Re: Career longevity

Subject: Re: Career longevity
From: Gail Hodgson <gail -at- HPATO -dot- AUS -dot- HP -dot- COM>
Date: Tue, 11 Apr 1995 17:27:51 EST

Shelly La Rock asked how long most of us stayed in our jobs, and if we
went willingly when it was time to go.

Most tech writers I know get bored after working 2 to 3 years for the
same employer. In most companies, the tech writers work on very similar
projects. After a while it all gets a bit repetitive ... and you need
to find something new to write about!

OTOH, some companies don't have a full time job for a tech writer,
but the don't want to pay contractor rates. A slimey company may hire
a writer full time (at a much lower salary) and after a few months say
"too bad, so sad, there's no more work for you to do, good-bye". This
is not all that common, but it's something to watch out for when applying
for a job.

I'd say that at least 95% of the time, a good tech writer chooses to
move on to more interesting pastures. (It's why so many of us do contract.)
I know of very few cases where a good writer was let go.
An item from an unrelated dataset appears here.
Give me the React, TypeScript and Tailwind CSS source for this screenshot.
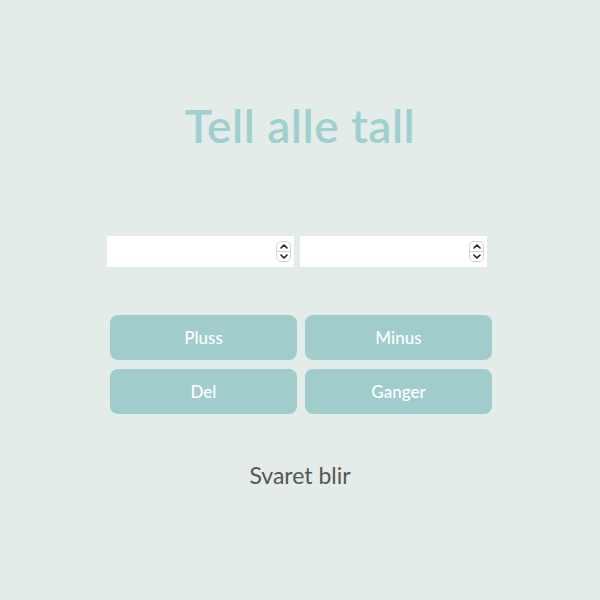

Hope that helps to cheer you up!

Gail Hodgson
gail -at- hpato -dot- aus -dot- hp -dot- com

> I was reading the misc.writing newsgroup a few weeks ago
> and read a posting by someone saying that it's rare for
> a tech writer to stay at a job for more than 2 or 3 years.
> His reasons for the short stays were that companies usually
> let TW's go after a short time, not because the TW quits
> or takes a different job.

> Is this true??? I realize that it's possible for anyone
> to get let go from a job, but this guy made it sound like
> this is the norm, and that there's no TW's out there who
> can keep a job for more than a couple of years.

> Just curious, and hoping for a longer lasting job.